Aktuell in Arbeit sind ein neues Regalsystem und ein Bett mit dem Kölner Designstudio kaschkasch sowie ein weiteres Regalsystem mit den Designern Wladimir Rommel und Enzo Sundermann. Zudem feilt Müller small living im Objektbereich an neuen Perspektiven für kleine Räume: "Wichtig ist, dass der Stauraum leicht wirkt und robust ist", so Jochen Müller. Anhand des Grundrisses entwickeln sie jeweils die Möblierung bis ins Detail. Dazu arbeitet das Team gemeinsam mit Florian Kallus und Sebastian Schneider von kaschkasch daran, das Programm "Corner" als Serienprodukt für den Objektbereich anzubieten und somit eine Alternative zu den gängigen Sonderanfertigungen zu stellen.

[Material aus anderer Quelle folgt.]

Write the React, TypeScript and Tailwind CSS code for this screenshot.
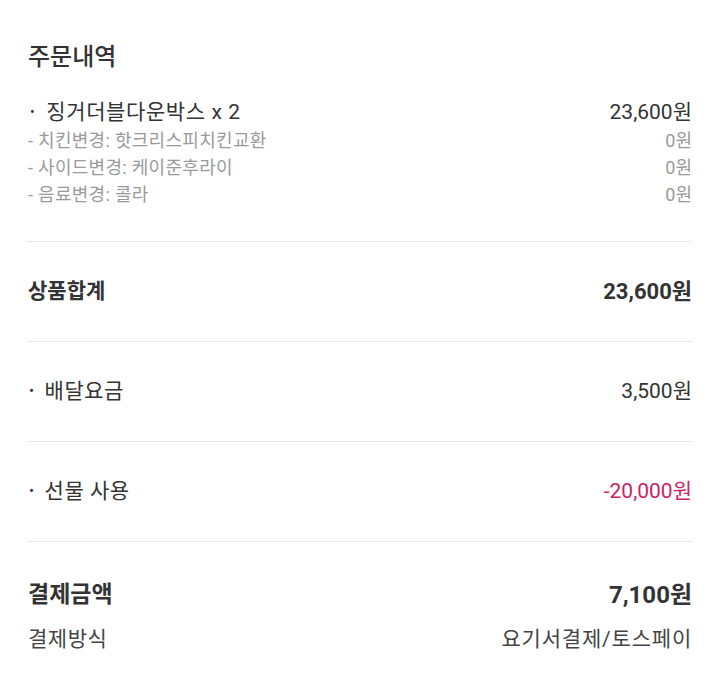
import React from "react";

const font = { fontFamily: "Roboto, 'Noto Sans CJK KR', 'Noto Sans', sans-serif" };

function Row({ label, value, bold, bullet, valueClass }: { label: string; value: string; bold?: boolean; bullet?: boolean; valueClass?: string }) {
  return (
    <div className="flex h-[99px] items-center justify-between">
      <div className={`flex items-center text-[21px] text-[#333] ${bold ? "font-bold" : "tracking-[0.5px]"}`}>
        {bullet && <span className="ml-[1px] mr-[10px] text-[15px]">•</span>}
        <span>{label}</span>
      </div>
      <div className={`${bold ? "text-[22px] font-bold" : "text-[21px]"} ${valueClass ?? "text-[#333]"}`}>{value}</div>
    </div>
  );
}

export default function App() {
  return (
    <div className="min-h-[691px] w-[720px] bg-white px-[28px] pt-[42px]" style={font}>
      <div className="text-[24px] font-medium leading-[30px] text-[#333]">주문내역</div>
      <div className="mt-[26px] flex items-center justify-between leading-[28px]">
        <div className="flex items-center text-[21px] tracking-[0.6px] text-[#333]">
          <span className="ml-[2px] mr-[11px] text-[14px]">•</span>
          <span>징거더블다운박스 x 2</span>
        </div>
        <div className="text-[21px] text-[#333]">23,600원</div>
      </div>
      <div className="mt-[1px] flex items-center justify-between text-[18px] leading-[27px] text-[#9a9a9a]">
        <span className="tracking-[0.3px]">- 치킨변경: 핫크리스피치킨교환</span>
        <span>0원</span>
      </div>
      <div className="flex items-center justify-between text-[18px] leading-[27px] text-[#9a9a9a]">
        <span className="tracking-[0.3px]">- 사이드변경: 케이준후라이</span>
        <span>0원</span>
      </div>
      <div className="flex items-center justify-between text-[18px] leading-[27px] text-[#9a9a9a]">
        <span className="tracking-[0.3px]">- 음료변경: 콜라</span>
        <span>0원</span>
      </div>
      <div className="mt-[33px] border-t border-dotted border-[#d4d4d4]" />
      <Row label="상품합계" value="23,600원" bold />
      <div className="border-t border-[#e8e8e8]" />
      <Row label="배달요금" value="3,500원" bullet />
      <div className="border-t border-[#e8e8e8]" />
      <Row label="선물 사용" value="-20,000원" bullet valueClass="text-[#cc2266]" />
      <div className="border-t border-[#e8e8e8]" />
      <div className="mt-[38px] flex items-center justify-between leading-[30px]">
        <span className="text-[23px] font-bold text-[#333]">결제금액</span>
        <span className="text-[24px] font-bold text-[#333]">7,100원</span>
      </div>
      <div className="mt-[15px] flex items-center justify-between leading-[28px]">
        <span className="text-[21px] tracking-[0.5px] text-[#444]">결제방식</span>
        <span className="text-[21px] tracking-[0.8px] text-[#444]">요기서결제/토스페이</span>
      </div>
    </div>
  );
}
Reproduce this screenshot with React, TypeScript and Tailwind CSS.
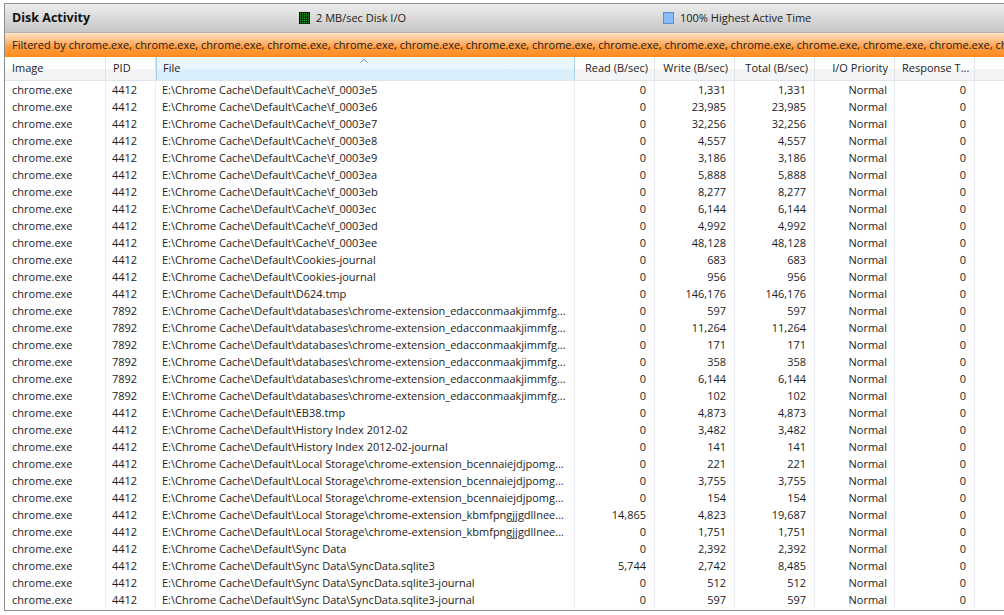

Blick in die Produktion bei Müller small living

Für die Produktion der Möbel setzt Müller small living auf das Prinzip "Alles aus einer Hand" – das Unternehmen bildet selbst Tischler aus und fertigt so viel wie möglich selbst. Muss etwas hinzugekauft werden, wie Bauteile aus Glas oder Metall, kommen für Jochen Müller schon aus Gründen der Produktivität nur lokale Spezialisten in Frage. "Wir wollen mit den Menschen, mit denen wir arbeiten als Familienunternehmen gute Partnerschaften eingehen, da sind kurze Kommunikationswege wichtig", sagt er. Das Ergebnis sind funktionale Produkte mit einem kleinen Aha-Effekt, die sowohl in der Studenten-WG wie auch im luxuriösen Microapartment ihren Platz finden.